I’m embarrassed to say it, but I’ve never been super great at remembering to do breast self-exams. It’s always a sort of afterthought to shaving my armpits. Like, “Oh! While I’m in this region, maybe I’ll just do some other poking around.”
It was during one of these not-frequent-enough feel-ups that I noticed a bit of pain when I poked and prodded. After further investigation, to my horror, I felt a lump. I panicked as I finished my bath, visions of chemotherapy and cancer treatments blurring my vision.
As I toweled off, I took a look in the mirror at my neglected boob, which now was at the center of my every thought. Not expecting to see much of anything, I was surprised at the quarter-sized circle on the side of my right breast.
After several Google searches and a nipple-covered selfie that I sent to my bestie, I began to chill out a bit. It seemed that most dangerous/cancerous lumps in the breast are not red and rarely cause pain. Chalking it up to some vicious spider bite, I took my wise friend’s advice and drew a circle around the red lump with a ballpoint pen to note the initial size and tried to forget about it as I fell asleep.
The next morning, as I got ready, I noticed that my right lady was sort of throbbing and took another look-see in the mirror as I applied my deodorant. My lovely blue pen-drawn, quarter-sized circle was no longer an accurate measurement of my “bite”.
The painful red lump had, at least, doubled in size
I decided to call the doctor on my lunch break. While I was obviously a bit worried, I guessed that I would talk to a patronizing nurse, who would tell me that it was probably an insect bite and encourage me to keep an eye on it. But I was surprised, instead, to be transferred from the nurse to the doctor and told to come in ASAP.
What was going on?
A few hours ago, I was happily relaxing in the bath, and now here I am, sitting masked and unsettled in my doctor’s waiting room.
My doctor asked me a few questions and gave me a real breast exam that was super painful, thanks to the lump and the redness that was now expanding over my entire boob. It took her about two seconds to tell me what was up.

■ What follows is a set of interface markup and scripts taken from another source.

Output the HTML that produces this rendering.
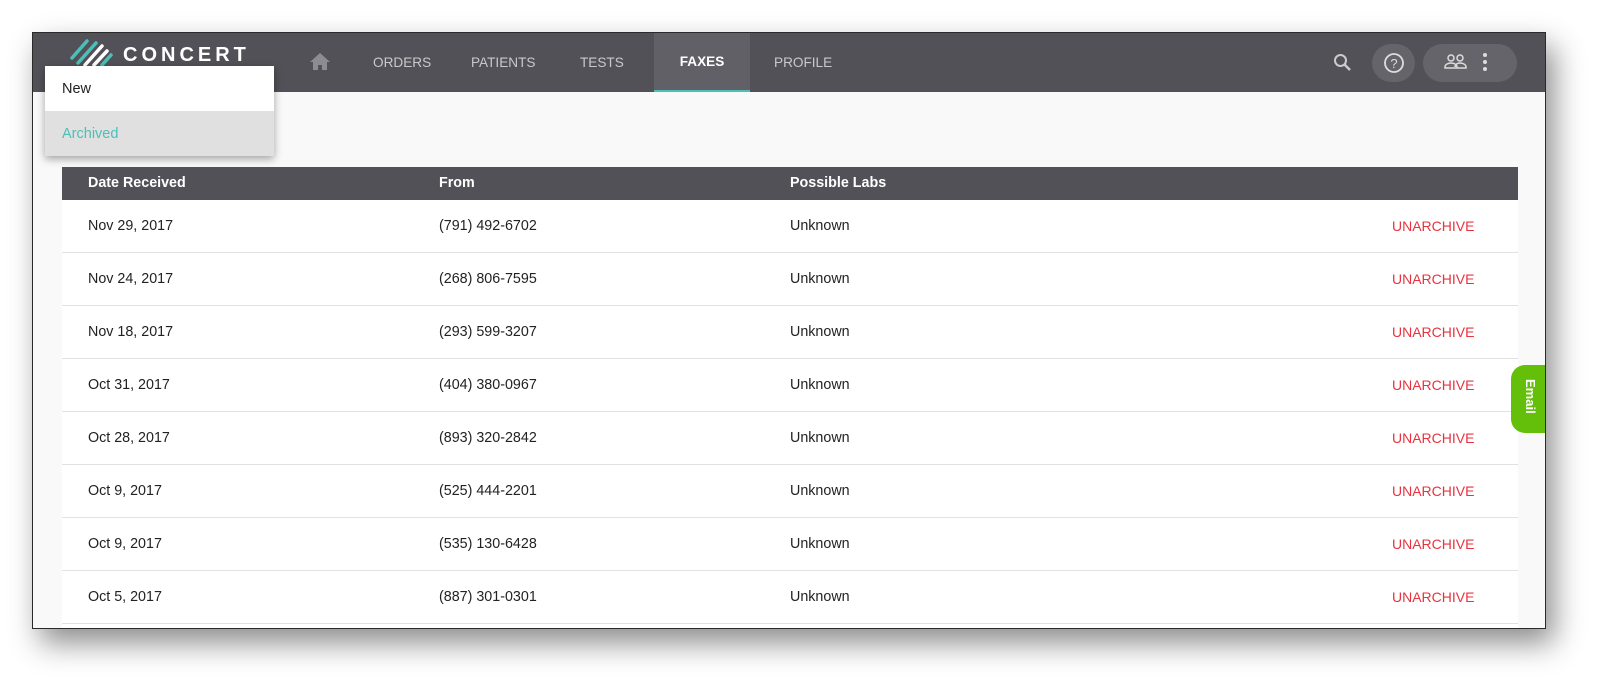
<!DOCTYPE html>
<html><head><style>
body{margin:0;width:1612px;height:696px;background:#fff;position:relative;overflow:hidden;font-family:"Liberation Sans",Arial,sans-serif;}
.win{position:absolute;left:32px;top:32px;width:1512px;height:595px;border:1.5px solid #2a2a2a;background:#f9f9f9;box-shadow:8px 14px 28px rgba(0,0,0,.45);overflow:hidden;}
.nav{position:absolute;left:0;top:0;width:100%;height:59px;background:#525157;}
.nav .it{position:absolute;top:0;height:59px;line-height:59px;color:#c9c9cc;font-size:13.6px;}
.tab{position:absolute;left:621px;top:0;width:96px;height:57px;background:#606066;border-bottom:2px solid #4cbfb8;color:#fff;font-size:13.6px;font-weight:bold;text-align:center;line-height:57px;}
.logo{position:absolute;left:90px;top:11px;color:#fff;font-size:20px;letter-spacing:4px;font-weight:bold;}
.dd{position:absolute;left:12px;top:33px;width:229px;height:90px;background:#fff;box-shadow:0 3px 8px rgba(0,0,0,.35);z-index:3;}
.dd div{height:45px;line-height:47px;padding-left:17px;font-size:14.5px;}
.tbl{position:absolute;left:29px;top:134px;width:1456px;}
.hd{height:33px;background:#525157;color:#fff;font-weight:bold;font-size:14.3px;position:relative;}
.row{height:52px;border-bottom:1px solid #e2e2e2;background:#fff;position:relative;font-size:14.3px;color:#222;}
.c{position:absolute;top:0;}
.hd .c{line-height:33px}.row .c{line-height:52px}
.c1{left:26px}.c2{left:377px}.c3{left:728px}.c4{left:1330px;color:#e8333f;font-size:14px}
.email{position:absolute;left:1478px;top:332px;width:40px;height:68px;background:#63bf0a;border-radius:14px 0 0 14px;color:#fff;font-weight:bold;font-size:13px;}
.email span{position:absolute;transform:rotate(90deg);transform-origin:0 0;left:27px;top:14px;}
</style></head><body>
<div class="win">
<div class="nav">
<svg style="position:absolute;left:37px;top:5px" width="50" height="30" viewBox="0 0 50 30">
<g stroke-width="3.5" stroke-linecap="round"><line x1="2" y1="20" x2="17" y2="3" stroke="#4cbfb8"/><line x1="8" y1="25" x2="26" y2="5" stroke="#4cbfb8"/><line x1="15" y1="27" x2="32" y2="8" stroke="#fff"/><line x1="24" y1="27" x2="37" y2="13" stroke="#fff"/><line x1="32" y1="27" x2="41" y2="17" stroke="#4cbfb8"/></g></svg>
<div class="logo">CONCERT</div>
<svg style="position:absolute;left:277px;top:20px" width="20" height="17" viewBox="0 0 20 17"><path d="M10 0L0 9h3v8h5v-5h4v5h5V9h3z" fill="#8d8c92"/></svg>
<div class="it" style="left:340px">ORDERS</div>
<div class="it" style="left:438px">PATIENTS</div>
<div class="it" style="left:547px">TESTS</div>
<div class="tab">FAXES</div>
<div class="it" style="left:741px">PROFILE</div>
<svg style="position:absolute;left:1300px;top:20px" width="20" height="20" viewBox="0 0 20 20"><circle cx="7.5" cy="7.5" r="5.5" stroke="#ccc" stroke-width="2" fill="none"/><line x1="11.5" y1="11.5" x2="17" y2="17" stroke="#ccc" stroke-width="2.5"/></svg>
<div style="position:absolute;left:1339px;top:11px;width:43px;height:38px;border-radius:19px;background:#65646a;"></div>
<svg style="position:absolute;left:1350px;top:19px" width="22" height="22" viewBox="0 0 22 22"><circle cx="11" cy="11" r="9" stroke="#ddd" stroke-width="1.8" fill="none"/><text x="11" y="16" font-size="13" fill="#ddd" text-anchor="middle" font-family="Liberation Sans">?</text></svg>
<div style="position:absolute;left:1390px;top:11px;width:94px;height:38px;border-radius:19px;background:#65646a;"></div>
<svg style="position:absolute;left:1411px;top:20px" width="24" height="18" viewBox="0 0 24 18"><g stroke="#ddd" stroke-width="1.5" fill="none"><circle cx="7" cy="5" r="3"/><circle cx="16" cy="5" r="3"/><path d="M1 14c0-3 4-4 6-4s6 1 6 4v1H1zM11 14c0-3 3-4 5-4s6 1 6 4v1h-9"/></g></svg>
<svg style="position:absolute;left:1449px;top:18px" width="6" height="22"><circle cx="3" cy="4" r="2" fill="#ddd"/><circle cx="3" cy="11" r="2" fill="#ddd"/><circle cx="3" cy="18" r="2" fill="#ddd"/></svg>
</div>
<div class="dd"><div style="color:#222">New</div><div style="background:#e0e0e0;color:#4cbfb8">Archived</div></div>
<div class="tbl">
<div class="hd"><div class="c c1">Date Received</div><div class="c c2">From</div><div class="c c3">Possible Labs</div></div>
<div class="row"><div class="c c1">Nov 29, 2017</div><div class="c c2">(791) 492-6702</div><div class="c c3">Unknown</div><div class="c c4">UNARCHIVE</div></div>
<div class="row"><div class="c c1">Nov 24, 2017</div><div class="c c2">(268) 806-7595</div><div class="c c3">Unknown</div><div class="c c4">UNARCHIVE</div></div>
<div class="row"><div class="c c1">Nov 18, 2017</div><div class="c c2">(293) 599-3207</div><div class="c c3">Unknown</div><div class="c c4">UNARCHIVE</div></div>
<div class="row"><div class="c c1">Oct 31, 2017</div><div class="c c2">(404) 380-0967</div><div class="c c3">Unknown</div><div class="c c4">UNARCHIVE</div></div>
<div class="row"><div class="c c1">Oct 28, 2017</div><div class="c c2">(893) 320-2842</div><div class="c c3">Unknown</div><div class="c c4">UNARCHIVE</div></div>
<div class="row"><div class="c c1">Oct 9, 2017</div><div class="c c2">(525) 444-2201</div><div class="c c3">Unknown</div><div class="c c4">UNARCHIVE</div></div>
<div class="row"><div class="c c1">Oct 9, 2017</div><div class="c c2">(535) 130-6428</div><div class="c c3">Unknown</div><div class="c c4">UNARCHIVE</div></div>
<div class="row"><div class="c c1">Oct 5, 2017</div><div class="c c2">(887) 301-0301</div><div class="c c3">Unknown</div><div class="c c4">UNARCHIVE</div></div>
<div class="row"></div>
</div>
<div class="email"><span>Email</span></div>
</div>
</body></html>
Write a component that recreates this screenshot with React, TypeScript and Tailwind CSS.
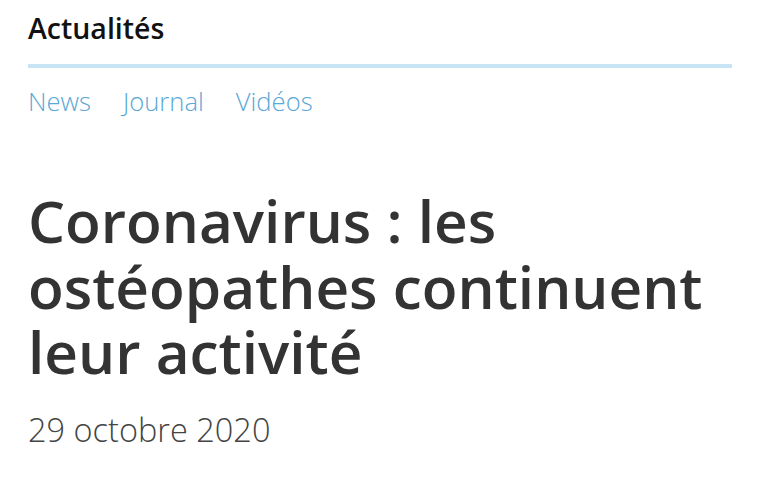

“You have mastitis," she said
“Um…what?”
“Mastitis.” She said again, matter of factly.
“As in a clogged milk duct — MASTITIS?”
“Yes.”
I told her that must be a mistake. I explained to her that I wasn’t nursing. I had not nursed in more than three years.
She patiently told me that, while uncommon, it is completely possible to get mastitis when not nursing. It can be caused by bacteria entering the breast through dry or cracked nipples. It can also be caused by stress.
Ding. Ding. Ding.
Stress
That was a definite possibility.
She prescribed me with a hard hit of antibiotics and told me to be aware that I probably would get COVID-19-like symptoms in the following days, but they were, most likely, the infection associated with mastitis in my body.
As if speaking it into life, I spiked a high fever on my way home and spent the next 24 hours feeling achy and fighting off chills and nausea.
It was a rough go, but I made it through to tell about it.
To tell the story years from now about how, once upon a time, in the year 2020, kids no longer went to school, people wore masks to the grocery store, there was a nationwide toilet paper shortage…
And these dried-up, non-nursing boobs got mastitis.